AJAX futures

The hosted demo of Zimbra's AJAX mail client, which James Governor pointed to yesterday, is up and running today (backstory here). The skinny on Zimbra: it was originally called Liquid Systems; Scott Dietzen went there from BEA; it has open sourced its Linux-and-Java-based collaboration server, its AJAX client, and -- very interestingly -- the AJAX toolkit, AjaxTK, used to build the client.

Zimbra's architecture whitepaper lays out a compelling vision of a future enterprise messaging landscape that blends open source server componentry (Linux, MySQL, Postfix, Lucene) with AJAX client technology, and that bets on a strategic mix of standards and protocols including the usual suspects -- POP, IMAP, LDAP -- as well as SOAP, JSON (JavaScript Object Notation), RSS, and XForms.

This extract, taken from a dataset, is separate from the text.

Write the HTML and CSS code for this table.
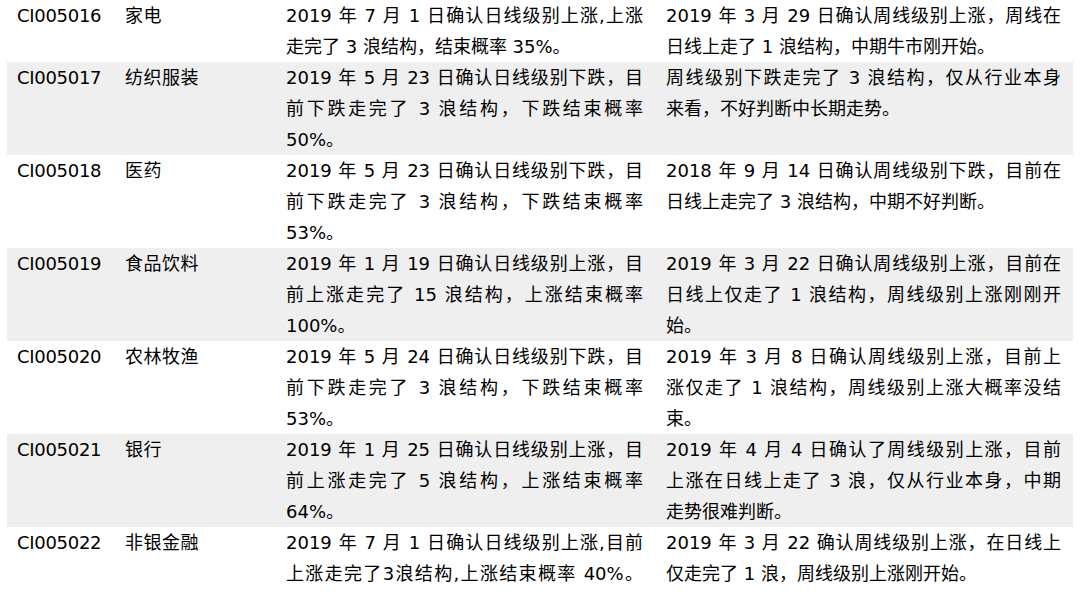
FILE: index.html
```html
<!DOCTYPE html>
<html lang="zh-CN">
<head>
<meta charset="utf-8">
<title>行业波浪结构</title>
<link rel="stylesheet" href="styles.css">
</head>
<body>
<div class="table">
  <div class="row">
    <div class="cell code">CI005016</div>
    <div class="cell name">家电</div>
    <div class="cell day"><div class="j">2019 年 7 月 1 日确认日线级别上涨,上涨</div><div>走完了 3 浪结构，结束概率 35%。</div></div>
    <div class="cell week"><div class="j">2019 年 3 月 29 日确认周线级别上涨，周线在</div><div>日线上走了 1 浪结构，中期牛市刚开始。</div></div>
  </div>
  <div class="row">
    <div class="cell code">CI005017</div>
    <div class="cell name">纺织服装</div>
    <div class="cell day"><div class="j">2019 年 5 月 23 日确认日线级别下跌，目</div><div class="j">前下跌走完了 3 浪结构，下跌结束概率</div><div>50%。</div></div>
    <div class="cell week"><div class="j">周线级别下跌走完了 3 浪结构，仅从行业本身</div><div>来看，不好判断中长期走势。</div></div>
  </div>
  <div class="row">
    <div class="cell code">CI005018</div>
    <div class="cell name">医药</div>
    <div class="cell day"><div class="j">2019 年 5 月 23 日确认日线级别下跌，目</div><div class="j">前下跌走完了 3 浪结构，下跌结束概率</div><div>53%。</div></div>
    <div class="cell week"><div class="j">2018 年 9 月 14 日确认周线级别下跌，目前在</div><div>日线上走完了 3 浪结构，中期不好判断。</div></div>
  </div>
  <div class="row">
    <div class="cell code">CI005019</div>
    <div class="cell name">食品饮料</div>
    <div class="cell day"><div class="j">2019 年 1 月 19 日确认日线级别上涨，目</div><div class="j">前上涨走完了 15 浪结构，上涨结束概率</div><div>100%。</div></div>
    <div class="cell week"><div class="j">2019 年 3 月 22 日确认周线级别上涨，目前在</div><div class="j">日线上仅走了 1 浪结构，周线级别上涨刚刚开</div><div>始。</div></div>
  </div>
  <div class="row">
    <div class="cell code">CI005020</div>
    <div class="cell name">农林牧渔</div>
    <div class="cell day"><div class="j">2019 年 5 月 24 日确认日线级别下跌，目</div><div class="j">前下跌走完了 3 浪结构，下跌结束概率</div><div>53%。</div></div>
    <div class="cell week"><div class="j">2019 年 3 月 8 日确认周线级别上涨，目前上</div><div class="j">涨仅走了 1 浪结构，周线级别上涨大概率没结</div><div>束。</div></div>
  </div>
  <div class="row">
    <div class="cell code">CI005021</div>
    <div class="cell name">银行</div>
    <div class="cell day"><div class="j">2019 年 1 月 25 日确认日线级别上涨，目</div><div class="j">前上涨走完了 5 浪结构，上涨结束概率</div><div>64%。</div></div>
    <div class="cell week"><div class="j">2019 年 4 月 4 日确认了周线级别上涨，目前</div><div class="j">上涨在日线上走了 3 浪，仅从行业本身，中期</div><div>走势很难判断。</div></div>
  </div>
  <div class="row">
    <div class="cell code">CI005022</div>
    <div class="cell name">非银金融</div>
    <div class="cell day"><div class="j">2019 年 7 月 1 日确认日线级别上涨,目前</div><div class="j">上涨走完了3浪结构,上涨结束概率 40%。</div></div>
    <div class="cell week"><div class="j">2019 年 3 月 22 确认周线级别上涨，在日线上</div><div>仅走完了 1 浪，周线级别上涨刚开始。</div></div>
  </div>
</div>
</body>
</html>
```
FILE: styles.css
```css
html, body {
  margin: 0;
  padding: 0;
  background: #ffffff;
}
body {
  font-family: "DejaVu Sans", "Noto Sans CJK SC", sans-serif;
  font-size: 18px;
  line-height: 31px;
  color: #000000;
}
.table {
  width: 1066px;
  margin-left: 7px;
}
.row {
  display: grid;
  grid-template-columns: 108px 161px 380px 417px;
}
.row:nth-child(even) {
  background: #efefef;
}
.cell {
  padding-left: 10px;
}
.code {
  letter-spacing: -0.3px;
}
.day {
  padding-right: 13px;
}
.week {
  padding-right: 12px;
}
.name {
  letter-spacing: 0.5px;
}
.j {
  text-align: justify;
  text-align-last: justify;
}
```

The Zimbra screencast is worth watching, and the hosted demo really does do all of the extraordinarily rich things that the screencast depicts. Driving the demo makes the next steps along this line of evolution crystal clear. First, we'll need to get one or more high-quality open source AJAX toolkits working with GUI construction kits, and on that front, Zimbra's AjaxTK whitepaper hints that Eclipse support is forthcoming.

Second, we really, really need a more intelligent kind of browser cache. Will Alchemy (or something like it) every see the light of day?